First here is my Unraid server configuration :

- CPU : Intel 8400T

- 16 GB of RAM

- Array composed of 2 SATA SSD (with 1 of those 2 drive being the parity drive)

Because I only have SSD in my server, I don't have a cache drive.

- 20 docker container, a lot of them have dedicated IPv4 and IPv6 on custom interface (not host not bridge to be accessible directly on my network). Docker is configured with a docker.img in BTRFS.

- 2 VM : my pfSense firewall with PCIe passthrough for my NIC, and my HomeAssistant VM

Description of the problem :

Since a few days, I found my Unraid server very unresponsive.

A lot of time, I cannot access my dockers (Plex, Nextcloud etc) web interfaces. I also cannot access Unraid Docker tab (or with a lot of pain), and every docker command (docker container stop for example) is painfully slow (in minutes)

On the other hand, my VM were working as expected, with normal speed.

So I tried to search what caused this behavior.

Searching the cause of the problem :

First I found that the load average (with htop) was very high, above 20. But CPU utilization with HTOP was low (5-10%). So I suspected IOWait.

By running iotop I can see multiple command using a lot of IO : "unraidd1", "docker ..." etc.

The IOWait was also confirmed by Netdata (here is an example but IOWait can go above 90%) :

So first I tried to see if this high IOWait was because of a particular docker container. But even shutting down all container, the IOWait keeps being high for a few minutes before coming back to normal value (<3%), so it looks as it was not because of a container but with docker itself. When IOWait come back to low value, the docker tab/docker commands become responsive again.

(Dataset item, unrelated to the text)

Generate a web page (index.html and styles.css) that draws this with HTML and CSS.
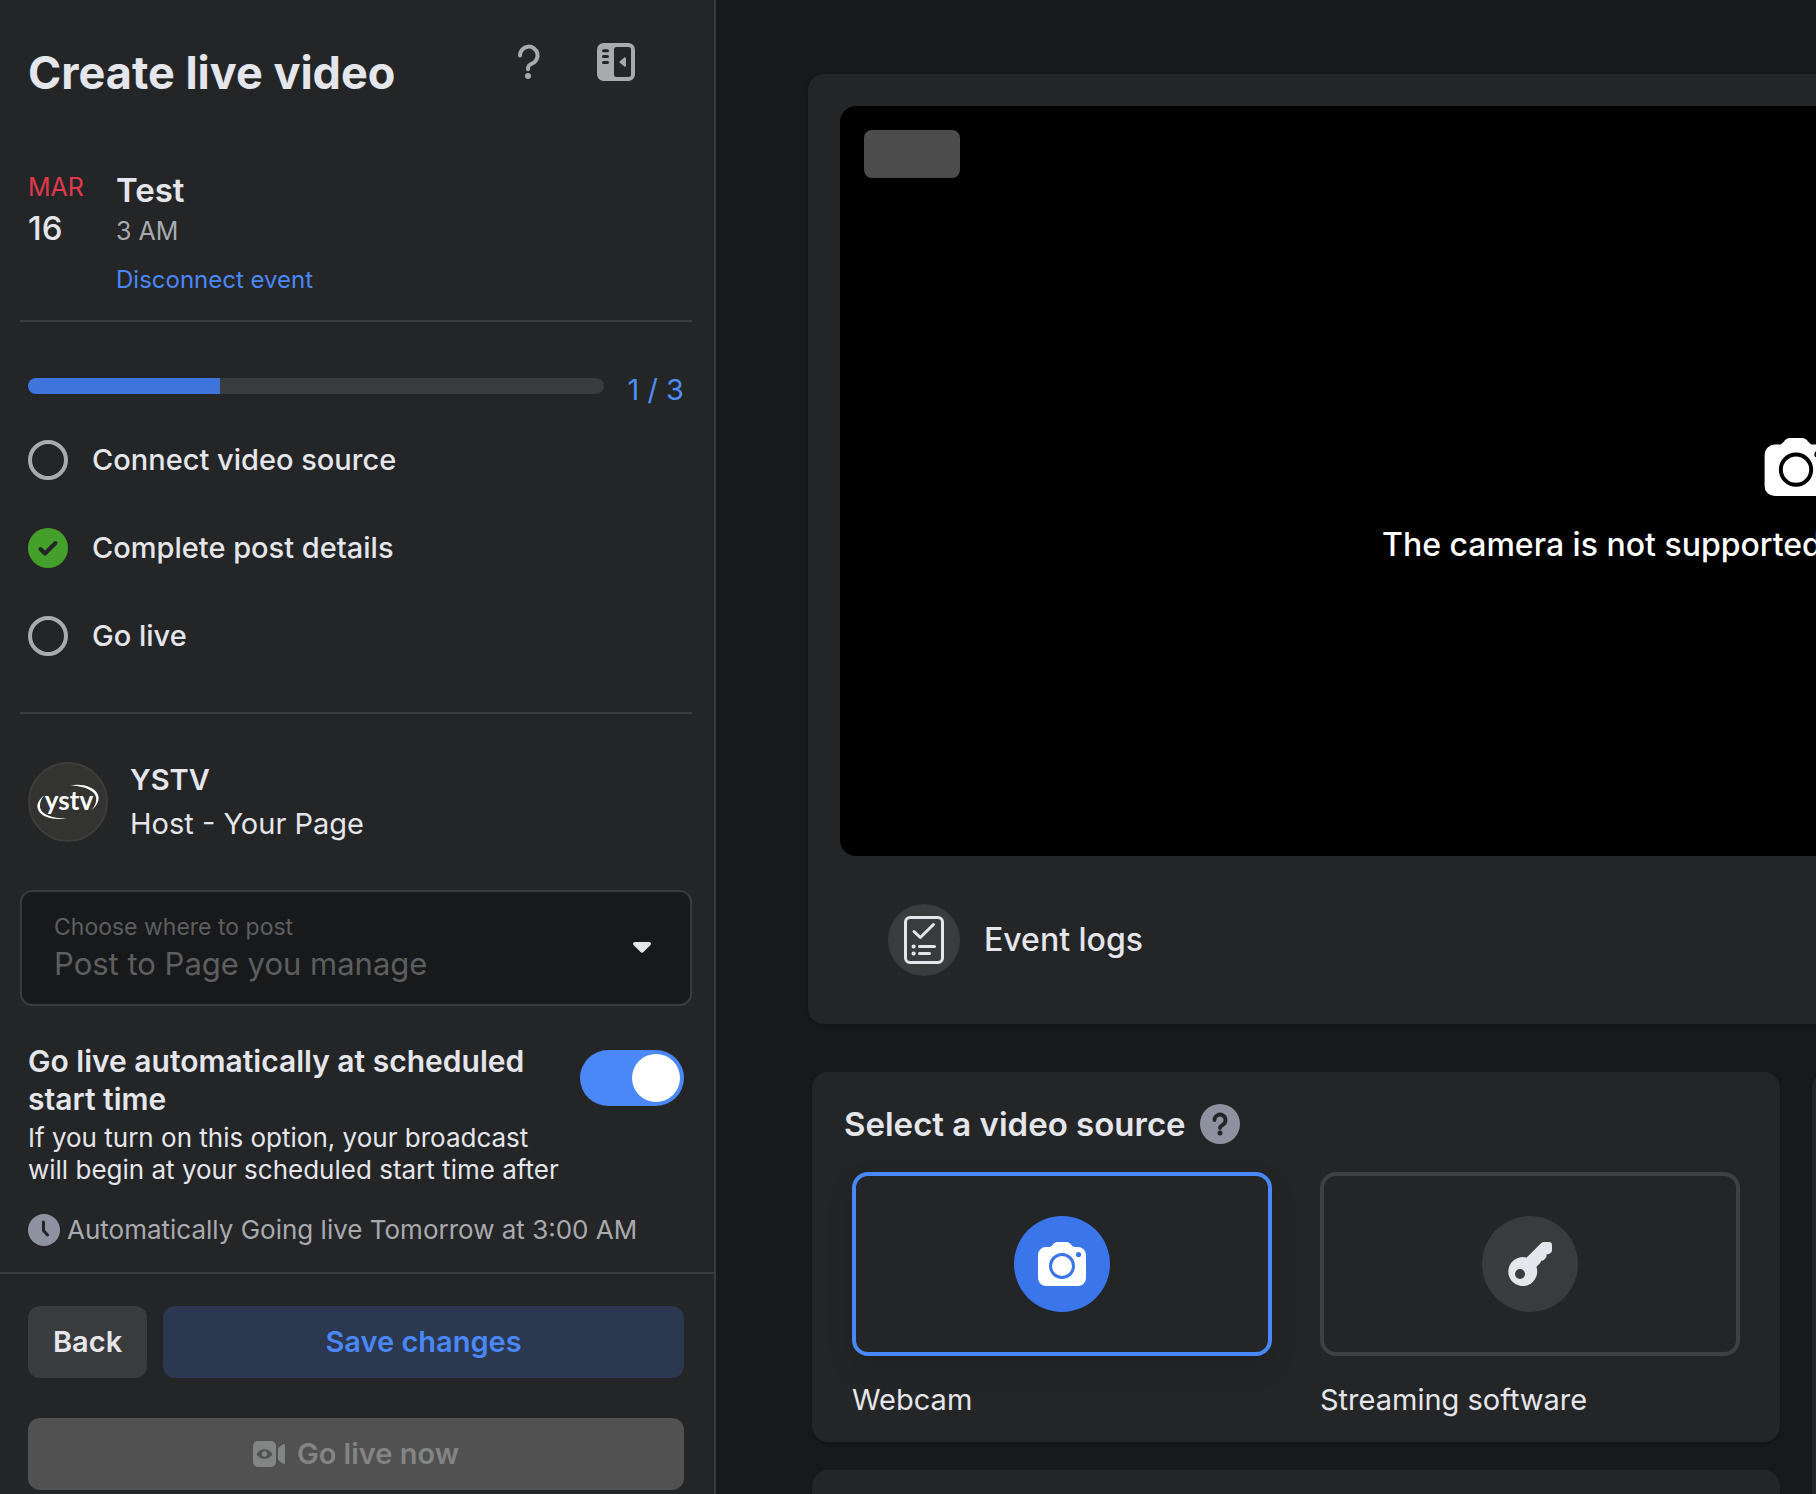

I also saw in Netdata that during high IOWait, the disk usage was at 100% on the parity drive but not on other drive.

A temporary solution :

So after a lot of searching I tried to disable parity (by stoping array and removing parity disk) in Unraid, and I do not have the high IOWait problem anymore.

I need help :

Does someone have an explanation and a solution for this problem ?

I didn't have this problem a few weeks ago...

IOWait is so high that I'm not able to sync parity again : if docker is enabled and my containers started, the problem happens immediately and parity sync is painfully slow : about 2MB/s on SSD, and every docker is not responsive ...

Do you think this is a hardware failure ?

I changed a few months ago the parity SSD Drive, so it's almost new.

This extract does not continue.